START Data excerpt

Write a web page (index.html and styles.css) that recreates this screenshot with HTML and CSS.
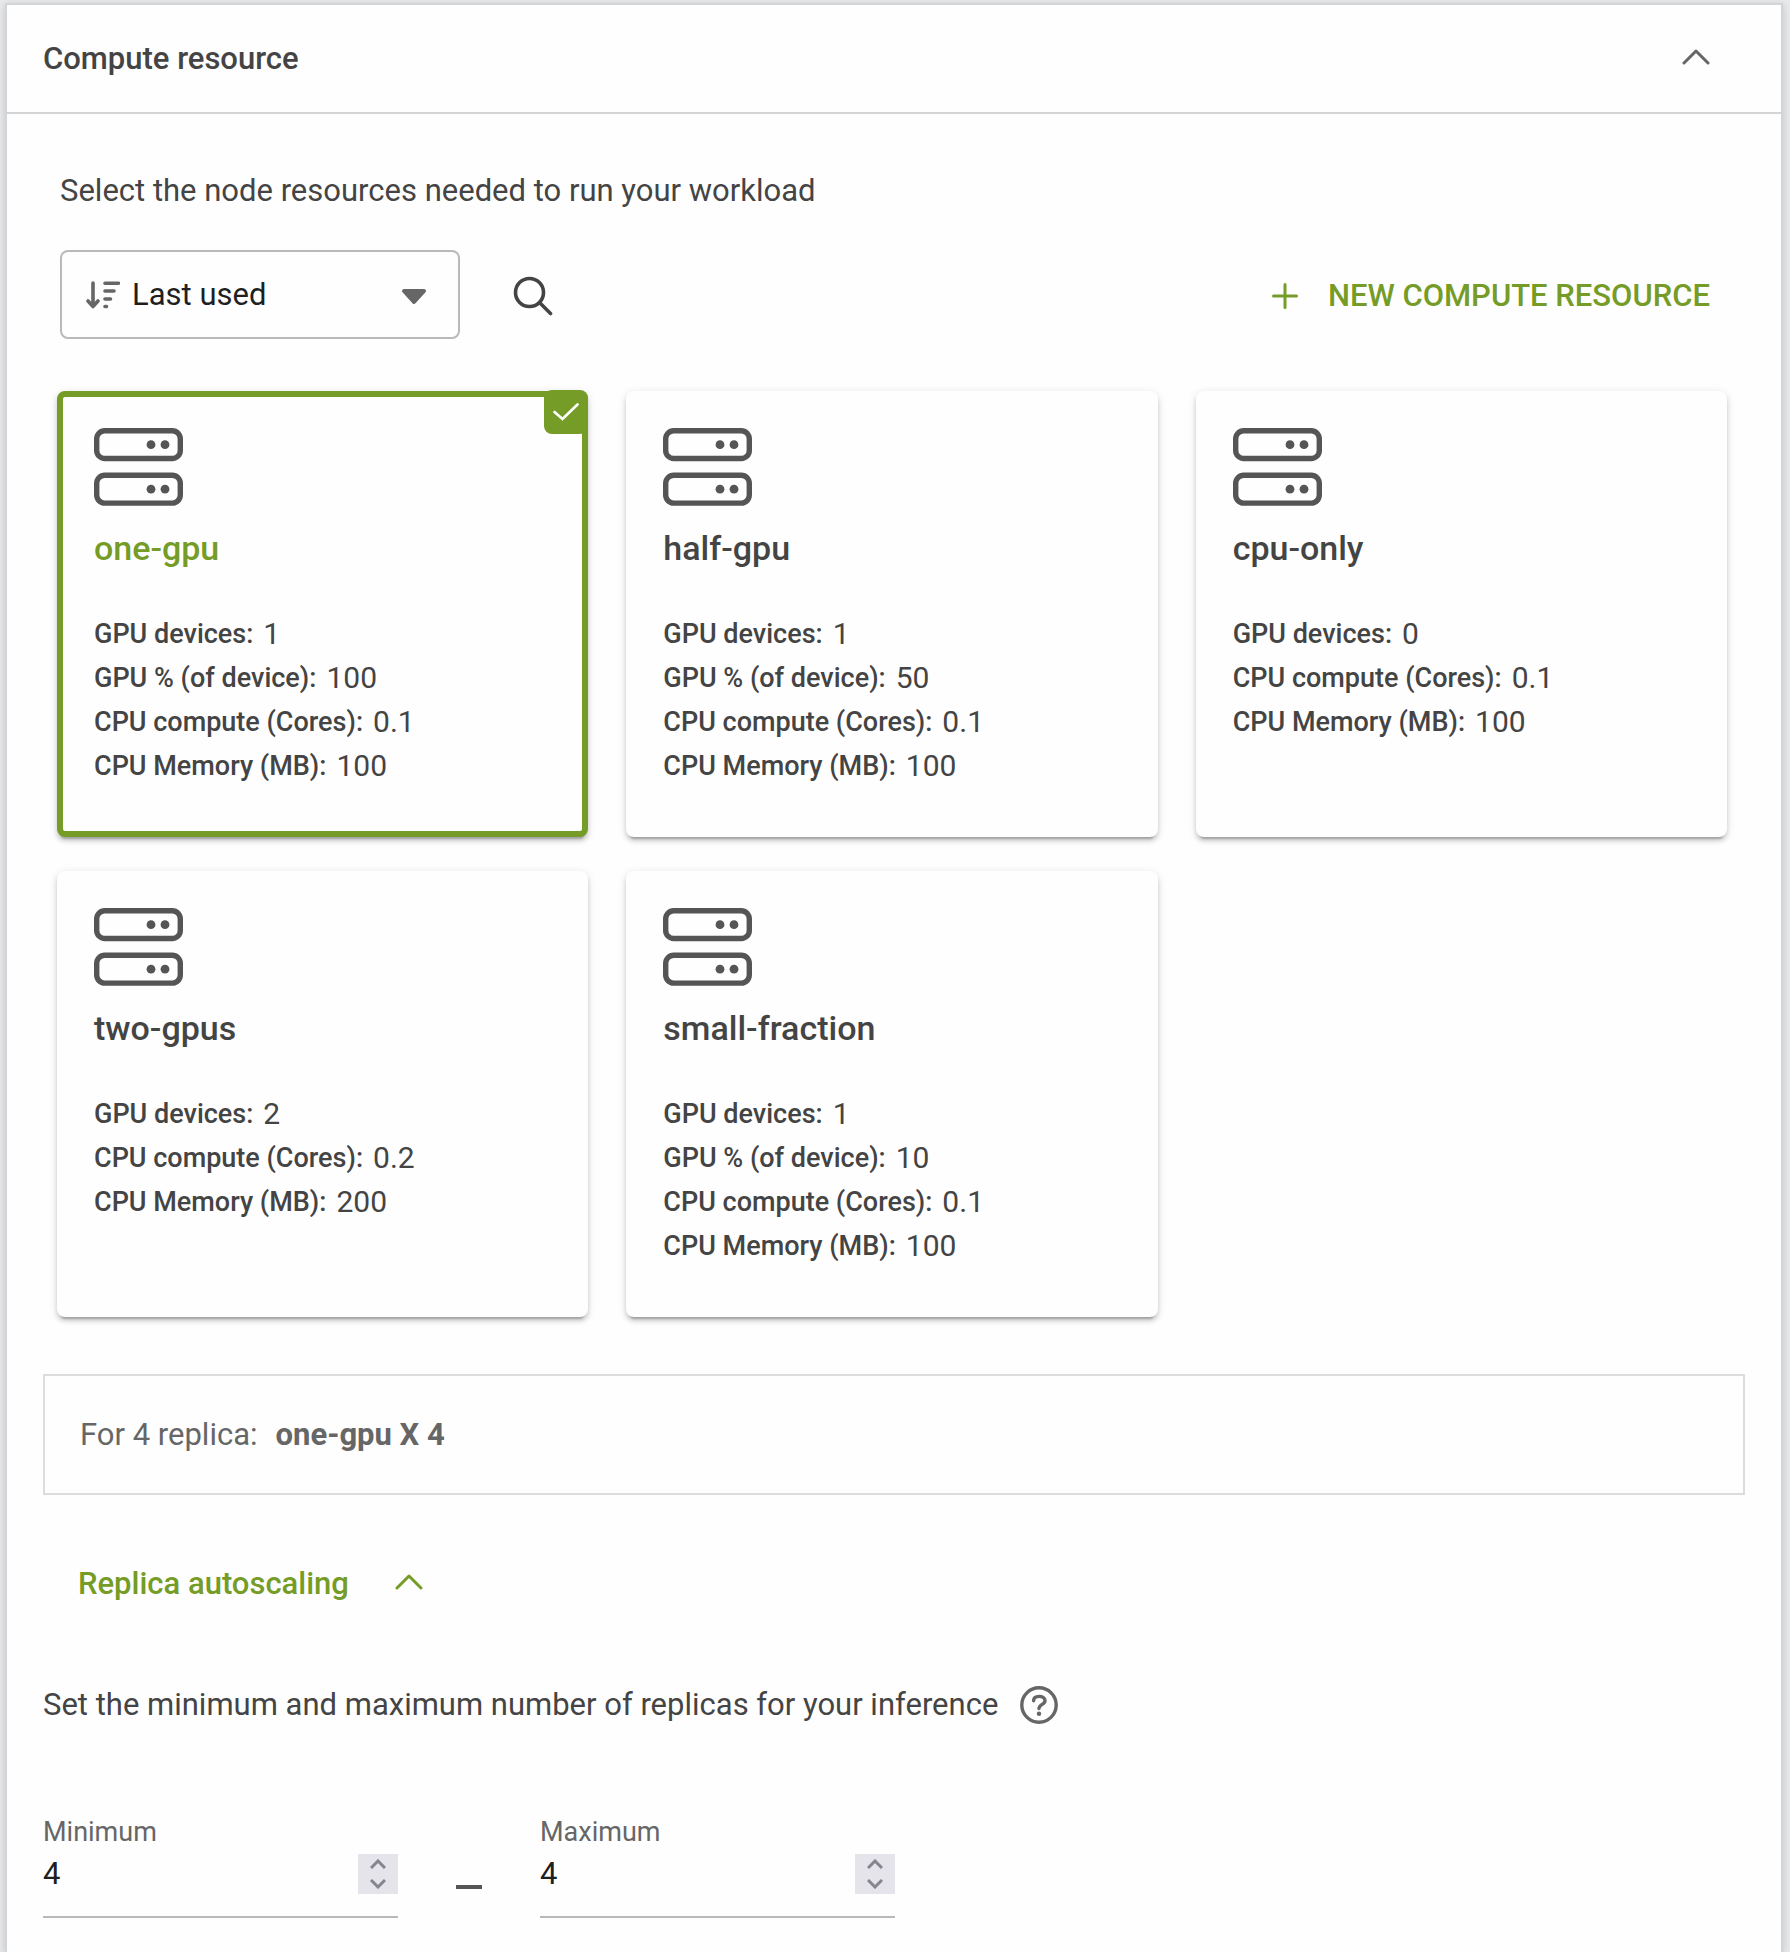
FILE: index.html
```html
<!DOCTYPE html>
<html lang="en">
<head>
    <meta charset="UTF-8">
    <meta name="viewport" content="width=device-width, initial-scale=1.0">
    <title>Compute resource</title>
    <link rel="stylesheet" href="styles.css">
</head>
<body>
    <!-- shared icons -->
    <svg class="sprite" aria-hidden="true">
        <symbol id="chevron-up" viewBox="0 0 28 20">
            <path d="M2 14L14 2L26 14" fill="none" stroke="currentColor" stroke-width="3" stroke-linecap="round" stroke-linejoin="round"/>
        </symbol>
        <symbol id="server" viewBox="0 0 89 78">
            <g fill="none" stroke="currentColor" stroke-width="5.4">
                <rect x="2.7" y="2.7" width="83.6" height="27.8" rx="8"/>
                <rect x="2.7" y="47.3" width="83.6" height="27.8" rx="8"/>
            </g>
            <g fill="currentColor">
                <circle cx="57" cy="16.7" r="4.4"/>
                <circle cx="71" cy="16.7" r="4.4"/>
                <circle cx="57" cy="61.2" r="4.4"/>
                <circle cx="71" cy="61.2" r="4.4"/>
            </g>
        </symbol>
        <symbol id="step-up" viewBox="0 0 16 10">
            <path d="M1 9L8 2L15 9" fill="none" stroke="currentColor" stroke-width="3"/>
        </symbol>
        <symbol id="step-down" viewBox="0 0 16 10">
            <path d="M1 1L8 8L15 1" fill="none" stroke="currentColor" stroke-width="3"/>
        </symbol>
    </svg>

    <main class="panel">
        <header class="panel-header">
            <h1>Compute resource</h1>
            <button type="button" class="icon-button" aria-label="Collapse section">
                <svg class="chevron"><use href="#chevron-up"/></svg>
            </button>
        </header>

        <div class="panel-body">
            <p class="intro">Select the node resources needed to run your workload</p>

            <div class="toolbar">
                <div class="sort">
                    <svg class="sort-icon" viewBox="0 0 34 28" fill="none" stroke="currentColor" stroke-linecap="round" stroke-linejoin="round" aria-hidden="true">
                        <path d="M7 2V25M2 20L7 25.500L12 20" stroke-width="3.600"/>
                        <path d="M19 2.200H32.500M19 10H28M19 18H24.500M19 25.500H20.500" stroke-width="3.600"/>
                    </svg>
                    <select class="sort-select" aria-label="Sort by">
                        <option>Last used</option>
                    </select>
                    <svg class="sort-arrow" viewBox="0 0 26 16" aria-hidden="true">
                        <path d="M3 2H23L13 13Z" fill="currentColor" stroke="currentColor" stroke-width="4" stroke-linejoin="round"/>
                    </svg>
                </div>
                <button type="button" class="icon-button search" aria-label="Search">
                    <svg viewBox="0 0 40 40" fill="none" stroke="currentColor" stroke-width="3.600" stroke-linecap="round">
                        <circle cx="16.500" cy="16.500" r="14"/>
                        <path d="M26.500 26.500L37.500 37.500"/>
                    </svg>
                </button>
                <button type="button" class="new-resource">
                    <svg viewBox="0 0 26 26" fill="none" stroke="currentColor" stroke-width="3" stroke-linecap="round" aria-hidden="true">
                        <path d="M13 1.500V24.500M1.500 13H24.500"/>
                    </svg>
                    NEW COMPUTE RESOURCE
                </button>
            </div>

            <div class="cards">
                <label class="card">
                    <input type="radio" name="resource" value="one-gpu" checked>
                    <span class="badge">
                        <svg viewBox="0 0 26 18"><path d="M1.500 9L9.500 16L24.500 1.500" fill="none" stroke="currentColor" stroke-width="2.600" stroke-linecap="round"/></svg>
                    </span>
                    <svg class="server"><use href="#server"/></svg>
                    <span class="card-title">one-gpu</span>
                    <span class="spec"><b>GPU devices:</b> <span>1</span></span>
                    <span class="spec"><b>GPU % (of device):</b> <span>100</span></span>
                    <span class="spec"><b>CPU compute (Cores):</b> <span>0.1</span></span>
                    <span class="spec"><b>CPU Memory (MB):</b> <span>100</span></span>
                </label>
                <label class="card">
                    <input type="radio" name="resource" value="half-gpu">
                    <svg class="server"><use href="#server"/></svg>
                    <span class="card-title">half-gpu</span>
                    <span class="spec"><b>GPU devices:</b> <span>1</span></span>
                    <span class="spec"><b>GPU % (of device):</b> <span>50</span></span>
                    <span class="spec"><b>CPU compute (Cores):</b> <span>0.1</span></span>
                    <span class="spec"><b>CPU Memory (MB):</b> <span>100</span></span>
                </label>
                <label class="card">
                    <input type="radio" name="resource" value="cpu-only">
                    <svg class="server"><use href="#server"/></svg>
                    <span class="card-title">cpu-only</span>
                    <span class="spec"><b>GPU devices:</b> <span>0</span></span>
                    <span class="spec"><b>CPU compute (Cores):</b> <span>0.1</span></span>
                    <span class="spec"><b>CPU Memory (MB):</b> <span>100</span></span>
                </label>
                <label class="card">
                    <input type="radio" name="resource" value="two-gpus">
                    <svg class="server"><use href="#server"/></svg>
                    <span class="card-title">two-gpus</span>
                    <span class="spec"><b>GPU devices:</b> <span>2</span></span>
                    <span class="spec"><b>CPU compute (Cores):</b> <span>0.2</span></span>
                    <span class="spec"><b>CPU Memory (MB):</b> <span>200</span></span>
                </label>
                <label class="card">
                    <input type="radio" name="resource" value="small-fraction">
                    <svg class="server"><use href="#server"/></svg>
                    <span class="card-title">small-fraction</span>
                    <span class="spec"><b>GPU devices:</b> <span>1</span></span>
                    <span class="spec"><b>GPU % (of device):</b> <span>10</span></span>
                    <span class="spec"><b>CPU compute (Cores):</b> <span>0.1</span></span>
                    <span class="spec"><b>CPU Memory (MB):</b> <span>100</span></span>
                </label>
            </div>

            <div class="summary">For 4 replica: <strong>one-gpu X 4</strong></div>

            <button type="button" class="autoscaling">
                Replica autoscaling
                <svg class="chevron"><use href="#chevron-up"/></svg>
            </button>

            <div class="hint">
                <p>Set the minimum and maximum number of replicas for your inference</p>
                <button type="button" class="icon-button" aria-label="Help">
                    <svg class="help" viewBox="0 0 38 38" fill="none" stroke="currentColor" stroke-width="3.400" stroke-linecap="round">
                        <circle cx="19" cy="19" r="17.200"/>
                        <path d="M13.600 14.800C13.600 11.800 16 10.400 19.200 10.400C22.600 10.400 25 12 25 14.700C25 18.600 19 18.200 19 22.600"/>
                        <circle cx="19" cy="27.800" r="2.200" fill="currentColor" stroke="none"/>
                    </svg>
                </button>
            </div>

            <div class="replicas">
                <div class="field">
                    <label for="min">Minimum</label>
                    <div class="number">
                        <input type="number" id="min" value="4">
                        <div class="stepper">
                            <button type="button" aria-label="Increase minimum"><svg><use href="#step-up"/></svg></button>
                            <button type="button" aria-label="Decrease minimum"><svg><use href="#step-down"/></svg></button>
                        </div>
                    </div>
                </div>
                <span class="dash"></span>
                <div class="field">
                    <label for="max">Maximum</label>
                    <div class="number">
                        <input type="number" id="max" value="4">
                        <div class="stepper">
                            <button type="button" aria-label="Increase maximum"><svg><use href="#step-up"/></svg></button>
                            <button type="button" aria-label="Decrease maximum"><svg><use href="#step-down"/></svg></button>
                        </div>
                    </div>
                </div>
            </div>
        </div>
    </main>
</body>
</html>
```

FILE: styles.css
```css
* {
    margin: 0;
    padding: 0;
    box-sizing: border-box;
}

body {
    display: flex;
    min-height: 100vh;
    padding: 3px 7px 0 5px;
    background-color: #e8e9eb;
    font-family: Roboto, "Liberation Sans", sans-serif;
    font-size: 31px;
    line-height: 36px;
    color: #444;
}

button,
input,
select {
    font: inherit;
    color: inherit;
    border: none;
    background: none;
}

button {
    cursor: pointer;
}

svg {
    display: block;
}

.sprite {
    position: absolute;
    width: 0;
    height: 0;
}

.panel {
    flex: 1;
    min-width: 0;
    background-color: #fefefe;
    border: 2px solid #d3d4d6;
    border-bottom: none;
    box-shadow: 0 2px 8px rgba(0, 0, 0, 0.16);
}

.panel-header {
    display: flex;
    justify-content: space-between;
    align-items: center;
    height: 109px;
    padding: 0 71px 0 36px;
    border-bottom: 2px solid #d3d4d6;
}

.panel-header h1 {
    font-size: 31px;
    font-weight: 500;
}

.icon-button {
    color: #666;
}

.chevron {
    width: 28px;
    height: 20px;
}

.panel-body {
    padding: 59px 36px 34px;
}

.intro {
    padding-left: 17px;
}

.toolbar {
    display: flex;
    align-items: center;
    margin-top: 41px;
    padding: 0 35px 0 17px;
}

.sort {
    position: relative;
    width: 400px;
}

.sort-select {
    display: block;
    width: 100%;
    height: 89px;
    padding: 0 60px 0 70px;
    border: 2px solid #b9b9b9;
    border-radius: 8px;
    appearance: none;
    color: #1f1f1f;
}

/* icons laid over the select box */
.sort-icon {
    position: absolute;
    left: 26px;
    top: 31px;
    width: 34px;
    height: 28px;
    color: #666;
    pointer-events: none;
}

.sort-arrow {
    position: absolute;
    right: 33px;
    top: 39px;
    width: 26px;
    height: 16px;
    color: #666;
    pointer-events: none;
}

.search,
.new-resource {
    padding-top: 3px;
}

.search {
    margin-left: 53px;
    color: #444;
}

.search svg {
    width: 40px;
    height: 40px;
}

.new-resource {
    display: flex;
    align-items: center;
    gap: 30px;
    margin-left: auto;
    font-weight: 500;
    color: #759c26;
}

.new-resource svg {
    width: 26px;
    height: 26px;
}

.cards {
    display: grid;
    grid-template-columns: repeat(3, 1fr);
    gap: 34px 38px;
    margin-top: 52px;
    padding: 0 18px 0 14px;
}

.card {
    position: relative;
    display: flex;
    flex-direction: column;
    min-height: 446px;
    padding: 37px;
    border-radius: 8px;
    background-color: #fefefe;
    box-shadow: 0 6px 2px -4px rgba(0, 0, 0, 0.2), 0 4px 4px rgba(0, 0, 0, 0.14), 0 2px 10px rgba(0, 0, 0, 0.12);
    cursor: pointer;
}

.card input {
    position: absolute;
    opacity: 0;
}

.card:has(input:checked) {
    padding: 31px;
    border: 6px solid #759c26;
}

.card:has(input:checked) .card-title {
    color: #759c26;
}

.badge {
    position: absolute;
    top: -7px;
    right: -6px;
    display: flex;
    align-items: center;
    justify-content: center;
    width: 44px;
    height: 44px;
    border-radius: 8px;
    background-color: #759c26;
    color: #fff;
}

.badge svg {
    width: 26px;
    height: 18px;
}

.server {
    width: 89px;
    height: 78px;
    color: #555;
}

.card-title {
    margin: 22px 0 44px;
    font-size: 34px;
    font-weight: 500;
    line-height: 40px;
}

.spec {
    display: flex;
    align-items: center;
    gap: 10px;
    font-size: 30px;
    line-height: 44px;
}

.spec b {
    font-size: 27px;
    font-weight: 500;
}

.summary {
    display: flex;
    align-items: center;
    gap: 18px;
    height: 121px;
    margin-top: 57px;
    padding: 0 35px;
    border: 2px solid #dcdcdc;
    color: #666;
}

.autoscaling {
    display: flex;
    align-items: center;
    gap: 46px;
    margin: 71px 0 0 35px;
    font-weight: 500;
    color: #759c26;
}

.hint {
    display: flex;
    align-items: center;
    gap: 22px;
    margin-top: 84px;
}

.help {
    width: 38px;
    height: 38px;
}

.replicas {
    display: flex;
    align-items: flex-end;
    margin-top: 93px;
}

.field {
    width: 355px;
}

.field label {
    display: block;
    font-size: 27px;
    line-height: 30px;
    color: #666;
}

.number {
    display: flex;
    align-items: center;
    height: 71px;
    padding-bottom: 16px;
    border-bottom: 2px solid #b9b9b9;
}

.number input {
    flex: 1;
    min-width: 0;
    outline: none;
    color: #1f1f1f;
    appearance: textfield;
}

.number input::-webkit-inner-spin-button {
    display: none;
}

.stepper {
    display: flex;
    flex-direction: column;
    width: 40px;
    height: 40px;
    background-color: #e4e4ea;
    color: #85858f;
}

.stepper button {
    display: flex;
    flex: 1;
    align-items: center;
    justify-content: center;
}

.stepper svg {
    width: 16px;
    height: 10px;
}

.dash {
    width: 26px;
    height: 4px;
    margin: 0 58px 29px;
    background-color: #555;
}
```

END Data excerpt

Which lines contain the word "styles"? Return each of them.

Write a web page (index.html and styles.css) that recreates this screenshot with HTML and CSS.
    <link rel="stylesheet" href="styles.css">
FILE: styles.css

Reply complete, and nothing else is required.